9- Hagiazo, Raphah, Consecration, the torn veil.
Day 9
We have spent a week in hallowed space.
Hagiazo. Raphah. Consecration. The torn veil. The width and depth of grace that has no outer edge.
And now Jesus moves us to the next phrase.
Hallowed be Thy name.
Not hallowed be my name. Not hallowed be my reputation, my legacy, my carefully constructed identity, my need to be known and seen and spoken of.
Thy name.
And I want to sit with the tension in that for a moment. Because if you are honest — and the hallowed space we have been building is precisely the place where honesty becomes possible — there is something in you that resists this.

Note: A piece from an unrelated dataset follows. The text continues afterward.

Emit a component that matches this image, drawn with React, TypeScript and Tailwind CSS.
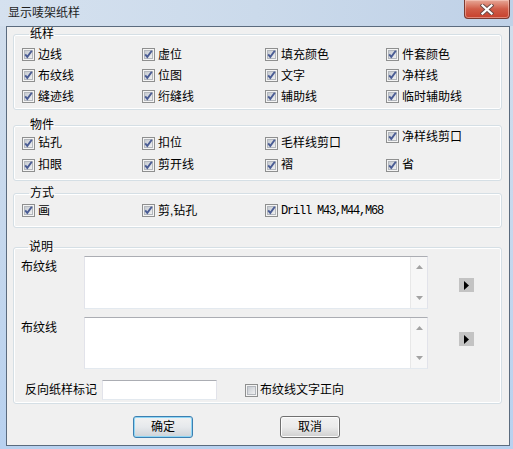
import React from 'react';

function CheckBox({ checked = true }: { checked?: boolean }) {
  return (
    <svg width="13" height="13" viewBox="0 0 13 13" className="shrink-0">
      <defs>
        <linearGradient id="cb-fill" x1="0" y1="0" x2="1" y2="1">
          <stop offset="0" stopColor="#c3c8cf" />
          <stop offset="1" stopColor="#f3f3f3" />
        </linearGradient>
      </defs>
      <rect x="0.5" y="0.5" width="12" height="12" fill="#f4f4f4" stroke="#8e8f8f" />
      <rect x="2.5" y="2.5" width="8" height="8" fill="url(#cb-fill)" stroke="#b3b7bd" />
      {checked && (
        <path d="M3.2 6.4 L5.3 8.9 L9.8 2.8" fill="none" stroke="#4a5c94" strokeWidth="1.9" />
      )}
    </svg>
  );
}

function Check({ label, className = '', mono }: { label: string; className?: string; mono?: boolean }) {
  return (
    <div className={`flex items-center gap-[3px] ${className}`}>
      <CheckBox />
      <span
        className={
          mono
            ? "font-['Liberation_Mono',monospace] text-[12px] tracking-[-1.2px] leading-[14px]"
            : 'text-[12px] leading-[14px]'
        }
      >
        {label}
      </span>
    </div>
  );
}

function Group({ title, className = '', children }: { title: string; className?: string; children: React.ReactNode }) {
  return (
    <fieldset
      className={`ml-[6px] mr-[7px] border border-[#d5dfe5] rounded-[3px] shadow-[inset_0_0_0_1px_#ffffff] ${className}`}
    >
      <legend className="ml-[7px] px-[1px] text-[12px] leading-[14px]">{title}</legend>
      {children}
    </fieldset>
  );
}

function ArrowButton({ className = '' }: { className?: string }) {
  return (
    <div className={`w-[15px] h-[14px] bg-[#c3c3c3] flex items-center justify-center shrink-0 ${className}`}>
      <svg width="5" height="9" viewBox="0 0 5 9">
        <path d="M0 0 L5 4.5 L0 9 Z" fill="#000" />
      </svg>
    </div>
  );
}

function MemoBox({ className = '' }: { className?: string }) {
  return (
    <div
      className={`w-[344px] flex bg-white border border-[#e2e3ea] border-t-[#abadb3] border-b-[#e3e9ef] ${className}`}
    >
      <div className="flex-1" />
      <div className="w-[17px] bg-[#f7f7f7] border-l border-[#e8e8e8] flex flex-col items-center justify-between py-[8px]">
        <svg width="7" height="4" viewBox="0 0 7 4">
          <path d="M0 4 L3.5 0 L7 4 Z" fill="#a3a3a3" />
        </svg>
        <svg width="7" height="4" viewBox="0 0 7 4">
          <path d="M0 0 L3.5 4 L7 0 Z" fill="#a3a3a3" />
        </svg>
      </div>
    </div>
  );
}

export default function App() {
  return (
    <div className="w-[513px] h-[449px] flex flex-col bg-gradient-to-b from-[#d2deec] via-[#c6d8ed] to-[#b8d1ef] font-['Liberation_Sans','Noto_Sans_CJK_SC',sans-serif] text-black overflow-hidden">
      {/* title bar */}
      <div className="h-[26px] flex shrink-0 bg-gradient-to-r from-[#d5e1ef] via-[#cbdaeb] to-[#bfd1e7]">
        <span className="pl-[8px] pt-[6px] text-[12px] leading-[14px] text-[#1e1e1e]">显示唛架纸样</span>
        <div className="ml-auto mr-[3px] w-[46px] h-[19px] rounded-b-[4px] border border-t-0 border-[#7b3a30] bg-gradient-to-b from-[#e6a898] via-[#d05c48] to-[#c7402c] shadow-[inset_0_0_0_1px_rgba(255,220,210,0.45)] flex items-center justify-center">
          <svg width="14" height="11" viewBox="0 0 14 11">
            <path d="M2.5 1.5 L11.5 9.5 M11.5 1.5 L2.5 9.5" stroke="#6a4a45" strokeWidth="4" strokeLinecap="square" />
            <path d="M2.5 1.5 L11.5 9.5 M11.5 1.5 L2.5 9.5" stroke="#ffffff" strokeWidth="2.2" strokeLinecap="square" />
          </svg>
        </div>
      </div>

      {/* client area */}
      <div className="flex-1 ml-[6px] mr-[3px] mb-[3px] border border-[#5b6b7e] bg-[#f0f0f0] flex flex-col">
        <Group title="纸样" className="pt-[3px] pb-[2px] px-[8px]">
          <div className="grid grid-cols-[120px_123px_121px_1fr] auto-rows-[21px] items-center">
            <Check label="边线" />
            <Check label="虚位" />
            <Check label="填充颜色" />
            <Check label="件套颜色" />
            <Check label="布纹线" />
            <Check label="位图" />
            <Check label="文字" />
            <Check label="净样线" />
            <Check label="缝迹线" />
            <Check label="绗缝线" />
            <Check label="辅助线" />
            <Check label="临时辅助线" />
          </div>
        </Group>

        <Group title="物件" className="mt-[8px] pb-[4px] px-[8px]">
          <div className="grid grid-cols-[120px_123px_121px_1fr] auto-rows-[22px] items-center">
            <Check label="钻孔" />
            <Check label="扣位" />
            <Check label="毛样线剪口" />
            <Check label="净样线剪口" className="-mt-[13px]" />
            <Check label="扣眼" />
            <Check label="剪开线" />
            <Check label="褶" />
            <Check label="省" />
          </div>
        </Group>

        <Group title="方式" className="mt-[5px] pb-[6px] px-[8px]">
          <div className="grid grid-cols-[120px_123px_121px_1fr] auto-rows-[21px] items-center">
            <Check label="画" />
            <Check label="剪,钻孔" />
            <Check label="Drill M43,M44,M68" mono />
          </div>
        </Group>

        <Group title="说明" className="mt-[12px] pb-[3px] pl-[7px]">
          <div className="flex items-start mt-[2px]">
            <span className="w-[63px] pt-[4px] text-[12px] leading-[14px]">布纹线</span>
            <MemoBox className="h-[53px]" />
            <ArrowButton className="ml-[31px] mt-[22px]" />
          </div>
          <div className="flex items-start mt-[8px]">
            <span className="w-[63px] pt-[4px] text-[12px] leading-[14px]">布纹线</span>
            <MemoBox className="h-[52px]" />
            <ArrowButton className="ml-[31px] mt-[15px]" />
          </div>
          <div className="flex items-center mt-[11px]">
            <span className="ml-[4px] text-[12px] leading-[14px]">反向纸样标记</span>
            <div className="ml-[5px] w-[115px] h-[20px] bg-white border border-[#e2e3ea] border-t-[#abadb3] border-b-[#e3e9ef]" />
            <div className="ml-[28px] flex items-center gap-[2px]">
              <CheckBox checked={false} />
              <span className="text-[12px] leading-[14px]">布纹线文字正向</span>
            </div>
          </div>
        </Group>

        <div className="flex mt-[12px] ml-[126px] gap-[87px]">
          <button className="w-[60px] h-[22px] rounded-[3px] border border-[#3c7fb1] bg-gradient-to-b from-[#f2f2f2] via-[#e6e9ec] to-[#cdd3d8] shadow-[inset_0_0_0_1px_#8fd6f5] text-[12px] leading-[14px]">
            确定
          </button>
          <button className="w-[60px] h-[22px] rounded-[3px] border border-[#707070] bg-gradient-to-b from-[#f2f2f2] via-[#ebebeb] to-[#cfcfcf] shadow-[inset_0_0_0_1px_#fcfcfc] text-[12px] leading-[14px]">
            取消
          </button>
        </div>
      </div>
    </div>
  );
}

Not theologically. You would never argue against it out loud.
But in the silence.
Whose name wants to fill that space?
The first honest answer to that question is confession. Not performance. Not religious language dressed up to sound humble. Actual confession.
I am not my own Savior. I am not the Christ. I am nowhere near the territory of I AM.
And the moment that lands — really lands — you find yourself in very old and very good company.
Job. Stark and withered. Sitting in dust and ashes, having argued his case before God with everything he had — and when God finally spoke from the whirlwind, Job had nothing left to say. All his words dissolved. I had heard of you with my ears. But now my eyes have seen you.
Isaiah. Woe is me. Not a prepared response. An undone man.
Moses. Who stood before a burning bush and asked God to please send someone else. Who didn't want to speak. Who didn't trust his own voice to carry the weight of God's words.
Joseph. Who wept. Repeatedly. In private. A man chosen and formed through betrayal, slavery, and imprisonment — weeping in the tension between what God had shown him and what his life actually looked like in the waiting.
Joshua. Who believed when ten others couldn't. And then waited forty years in the wilderness for a generation to pass before the promise moved.
These were not weak men. These were the men God wanted most. And every single one of them had to learn — in the waiting, in the tension, in the silence where their own name wanted to rise — that His name was the only one sufficient for what was being asked of them.
The waiting wasn't punishment. It was formation.
Philippians 1:6 doesn't say He began a good work and finished it quickly. It says He will carry it on to completion. The carrying takes time. The formation takes pressure. The hallowing of His name in your life happens in the same dust and ashes where Job sat — not despite the waiting but because of it.
So in the tension you are sitting in right now —
What is the waiting forming in you?
And whose name are you learning to trust in it?